Archibald Colquhoun (1912–1964) was a leading translator of modern Italian literature into English. He studied at Ampleforth College, Oxford University, and the Royal College of Art. Originally a painter, he worked as director of the British Institute in Naples before the Second World War, and in Seville after the war. He worked in British intelligence during wartime. He later headed Oxford University Press' initiative to bring out Italian literary classics in translation. He scored his biggest success with Lampedusa's The Leopard, a translation that is still in print. He was also one of the first translators to introduce Italo Calvino to Anglophone readers. He was the first winner of the PEN Translation Prize, which he won for his translation of Federico de Roberto's The Viceroys.
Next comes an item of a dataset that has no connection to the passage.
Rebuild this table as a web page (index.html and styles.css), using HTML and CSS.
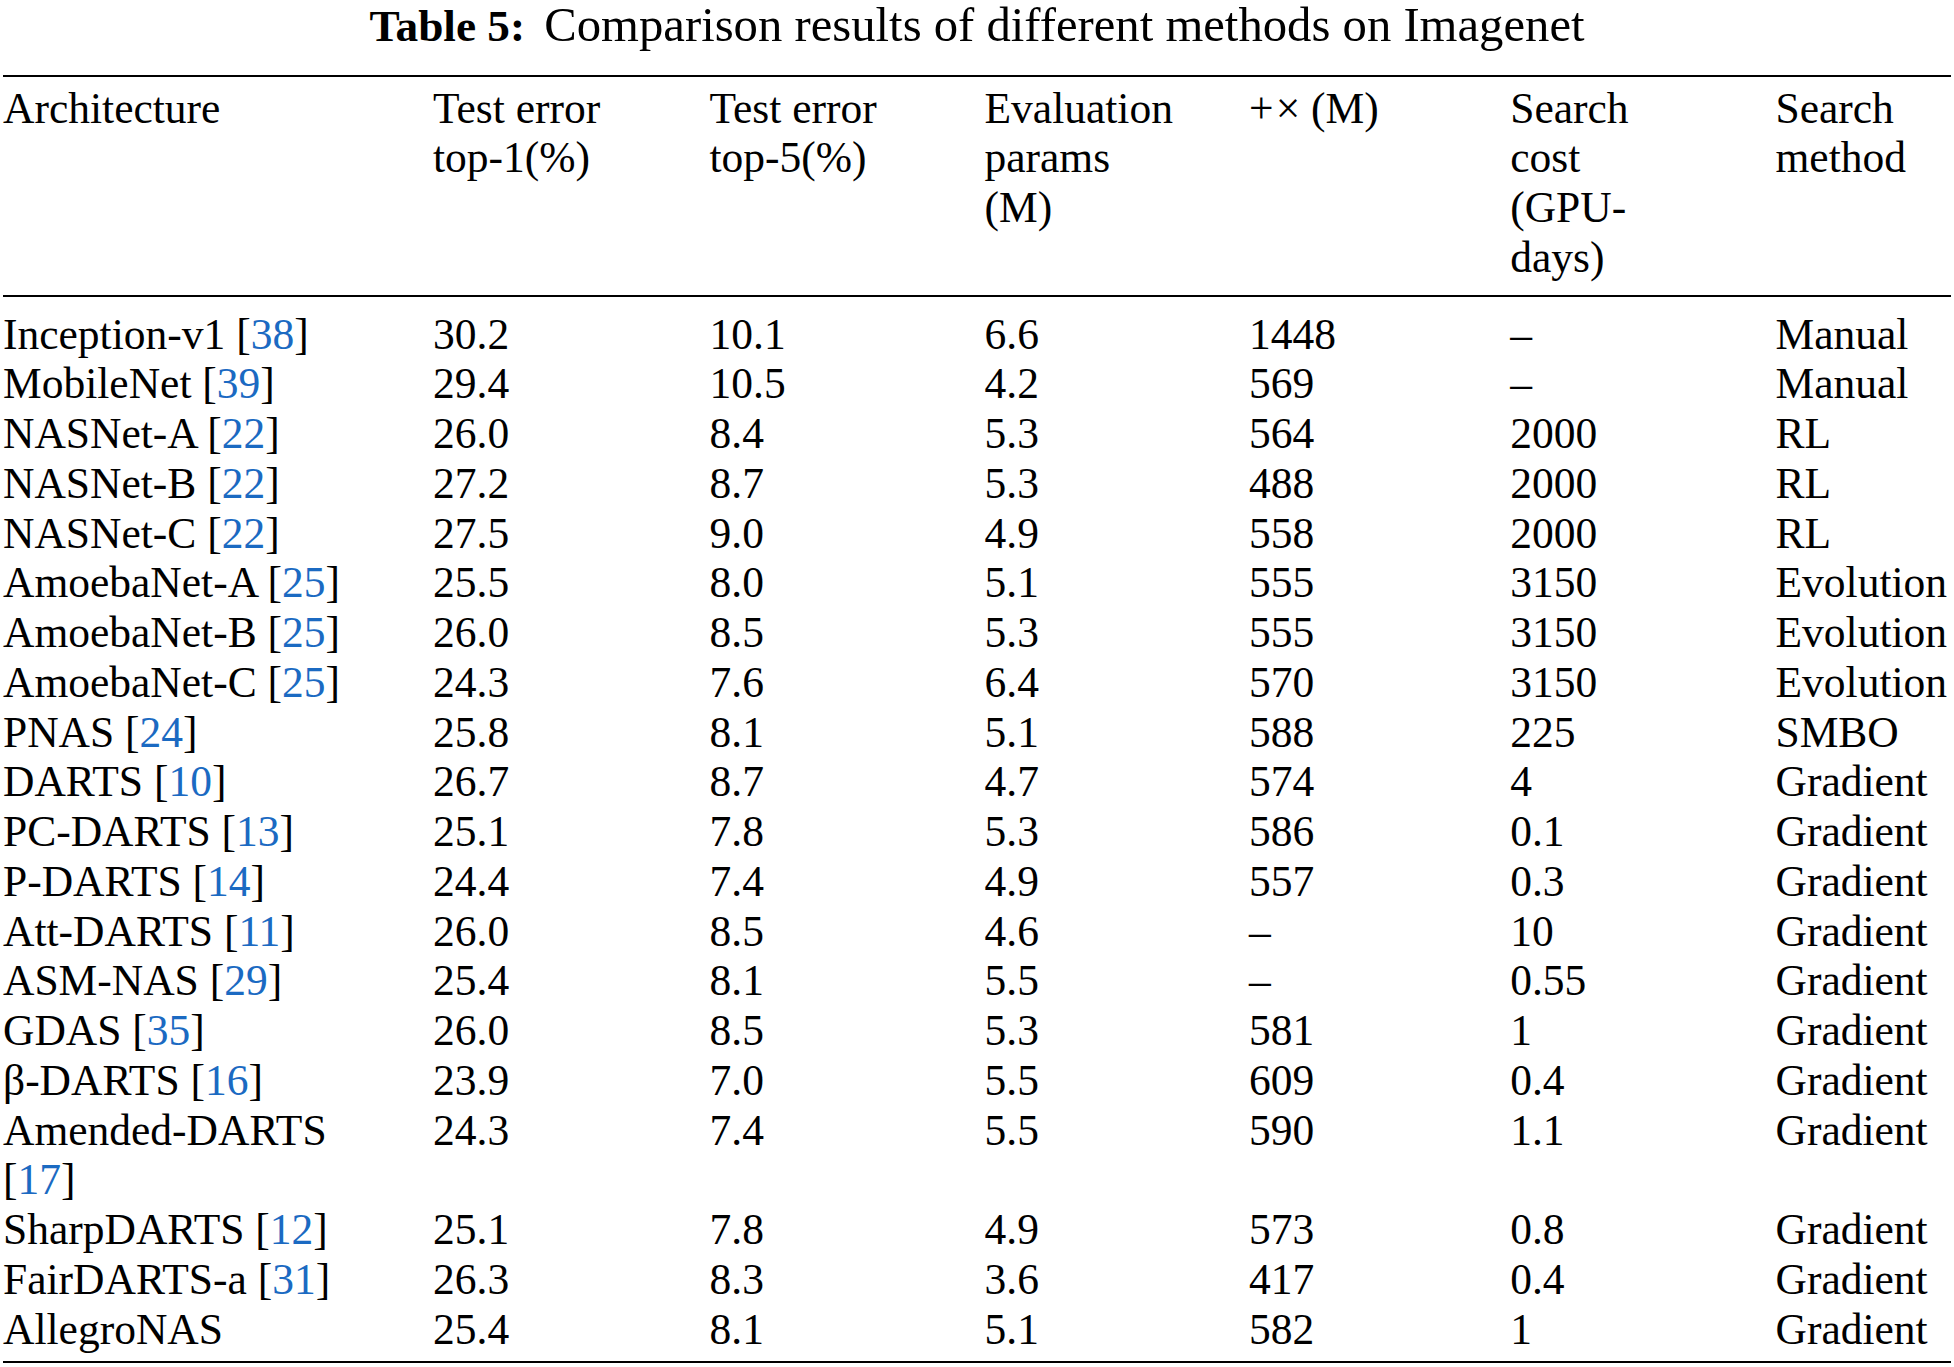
FILE: index.html
```html
<!DOCTYPE html>
<html lang="en">
<head>
<meta charset="utf-8">
<title>Table 5: Comparison results of different methods on Imagenet</title>
<link rel="stylesheet" href="styles.css">
</head>
<body>
<div class="page">
  <div class="caption"><span class="label">Table 5:</span> Comparison results of different methods on Imagenet</div>
  <table class="results">
    <colgroup>
      <col class="c1"><col class="c2"><col class="c3"><col class="c4"><col class="c5"><col class="c6"><col class="c7">
    </colgroup>
    <thead>
      <tr>
        <th>Architecture</th>
        <th>Test error top-1(%)</th>
        <th>Test error top-5(%)</th>
        <th>Evaluation params (M)</th>
        <th><span class="ops">+<span class="times">&times;</span></span> (M)</th>
        <th>Search cost (GPU-days)</th>
        <th>Search method</th>
      </tr>
    </thead>
    <tbody>
      <tr><td>Inception-v1 <span class="cite">[<a class="ref">38</a>]</span></td><td>30.2</td><td>10.1</td><td>6.6</td><td>1448</td><td>&ndash;</td><td>Manual</td></tr>
      <tr><td>MobileNet <span class="cite">[<a class="ref">39</a>]</span></td><td>29.4</td><td>10.5</td><td>4.2</td><td>569</td><td>&ndash;</td><td>Manual</td></tr>
      <tr><td>NASNet-A <span class="cite">[<a class="ref">22</a>]</span></td><td>26.0</td><td>8.4</td><td>5.3</td><td>564</td><td>2000</td><td>RL</td></tr>
      <tr><td>NASNet-B <span class="cite">[<a class="ref">22</a>]</span></td><td>27.2</td><td>8.7</td><td>5.3</td><td>488</td><td>2000</td><td>RL</td></tr>
      <tr><td>NASNet-C <span class="cite">[<a class="ref">22</a>]</span></td><td>27.5</td><td>9.0</td><td>4.9</td><td>558</td><td>2000</td><td>RL</td></tr>
      <tr><td>AmoebaNet-A <span class="cite">[<a class="ref">25</a>]</span></td><td>25.5</td><td>8.0</td><td>5.1</td><td>555</td><td>3150</td><td>Evolution</td></tr>
      <tr><td>AmoebaNet-B <span class="cite">[<a class="ref">25</a>]</span></td><td>26.0</td><td>8.5</td><td>5.3</td><td>555</td><td>3150</td><td>Evolution</td></tr>
      <tr><td>AmoebaNet-C <span class="cite">[<a class="ref">25</a>]</span></td><td>24.3</td><td>7.6</td><td>6.4</td><td>570</td><td>3150</td><td>Evolution</td></tr>
      <tr><td>PNAS <span class="cite">[<a class="ref">24</a>]</span></td><td>25.8</td><td>8.1</td><td>5.1</td><td>588</td><td>225</td><td>SMBO</td></tr>
      <tr><td>DARTS <span class="cite">[<a class="ref">10</a>]</span></td><td>26.7</td><td>8.7</td><td>4.7</td><td>574</td><td>4</td><td>Gradient</td></tr>
      <tr><td>PC-DARTS <span class="cite">[<a class="ref">13</a>]</span></td><td>25.1</td><td>7.8</td><td>5.3</td><td>586</td><td>0.1</td><td>Gradient</td></tr>
      <tr><td>P-DARTS <span class="cite">[<a class="ref">14</a>]</span></td><td>24.4</td><td>7.4</td><td>4.9</td><td>557</td><td>0.3</td><td>Gradient</td></tr>
      <tr><td>Att-DARTS <span class="cite">[<a class="ref">11</a>]</span></td><td>26.0</td><td>8.5</td><td>4.6</td><td>&ndash;</td><td>10</td><td>Gradient</td></tr>
      <tr><td>ASM-NAS <span class="cite">[<a class="ref">29</a>]</span></td><td>25.4</td><td>8.1</td><td>5.5</td><td>&ndash;</td><td>0.55</td><td>Gradient</td></tr>
      <tr><td>GDAS <span class="cite">[<a class="ref">35</a>]</span></td><td>26.0</td><td>8.5</td><td>5.3</td><td>581</td><td>1</td><td>Gradient</td></tr>
      <tr><td>&beta;-DARTS <span class="cite">[<a class="ref">16</a>]</span></td><td>23.9</td><td>7.0</td><td>5.5</td><td>609</td><td>0.4</td><td>Gradient</td></tr>
      <tr><td>Amended-DARTS <span class="cite">[<a class="ref">17</a>]</span></td><td>24.3</td><td>7.4</td><td>5.5</td><td>590</td><td>1.1</td><td>Gradient</td></tr>
      <tr><td>SharpDARTS <span class="cite">[<a class="ref">12</a>]</span></td><td>25.1</td><td>7.8</td><td>4.9</td><td>573</td><td>0.8</td><td>Gradient</td></tr>
      <tr><td>FairDARTS-a <span class="cite">[<a class="ref">31</a>]</span></td><td>26.3</td><td>8.3</td><td>3.6</td><td>417</td><td>0.4</td><td>Gradient</td></tr>
      <tr><td>AllegroNAS</td><td>25.4</td><td>8.1</td><td>5.1</td><td>582</td><td>1</td><td>Gradient</td></tr>
    </tbody>
  </table>
</div>
</body>
</html>
```

FILE: styles.css
```css
html, body {
  margin: 0;
  padding: 0;
  background: #ffffff;
}

body {
  font-family: "Liberation Serif", "Times New Roman", serif;
  color: #000000;
}

.page {
  width: 1948px;
  padding-left: 3px;
}

.caption {
  text-align: center;
  font-size: 48.7px;
  line-height: 51px;
  height: 51px;
  margin-bottom: 24px;
  white-space: nowrap;
}

.caption .label {
  font-weight: bold;
  font-size: 45.3px;
  margin-right: 7px;
}

.results {
  width: 1948px;
  table-layout: fixed;
  border-collapse: separate;
  border-spacing: 0;
  border-top: 2px solid #000;
  border-bottom: 2px solid #000;
  font-size: 43.5px;
  line-height: 49.75px;
}

.c1 { width: 430px; }
.c2 { width: 276.5px; }
.c3 { width: 275px; }
.c4 { width: 264.6px; }
.c5 { width: 261.1px; }
.c6 { width: 265.3px; }
.c7 { width: 175.5px; }

.results th,
.results td {
  text-align: left;
  vertical-align: top;
  font-weight: normal;
  padding: 0 70px 0 0;
}

.results th:last-child,
.results td:last-child {
  padding-right: 0;
}

.results th {
  padding-top: 6.5px;
  padding-bottom: 12px;
  border-bottom: 2px solid #000;
}

.results tbody tr:first-child td {
  padding-top: 13px;
}

.results tbody tr:last-child td {
  padding-bottom: 6.5px;
}

.cite {
  white-space: nowrap;
}

.ref {
  color: #1b6ac2;
  text-decoration: none;
}

.ops .times {
  margin-left: 2px;
}
```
He also wrote a biography of Alessandro Manzoni.

According to Robin Healey's Twentieth-century Italian Literature in English Translation, Colquhoun was one of the top 10 translators of Italian literature of the last 70 years, alongside Patrick Creagh, Angus Davidson, Frances Frenaye, Stuart Hood, Eric Mosbacher, Isabel Quigly, Raymond Rosenthal, Bernard Wall and William Weaver.

==Selected translations==
- Alessandro Manzoni - The Betrothed
- Donato Martucci - The Strange September of 1950
- Federico de Roberto - The Viceroys (PEN Translation Award 1963)
- Francesco Jovine - The Estate in Abruzzi
- Giuseppe Tomasi di Lampedusa - The Leopard
- Giuseppe Tomasi di Lampedusa - Places of My Infancy
- Giuseppe Tomasi di Lampedusa - The Siren and Selected Writings
- Giuseppe Tomasi di Lampedusa - Two Stories and a Memory
- Italo Calvino - The Path to the Spiders' Nests
- Italo Calvino - Adam, One Afternoon and Other Stories
- Italo Calvino - The Baron in the Trees
- Italo Calvino - The Nonexistent Knight & The Cloven Viscount
- Italo Calvino - Our Ancestors
- Italo Calvino - The Watcher and Other Stories
- Italo Svevo - A Life
- Leonardo Sciascia - The Day of the Owl (also as Mafia Vendetta)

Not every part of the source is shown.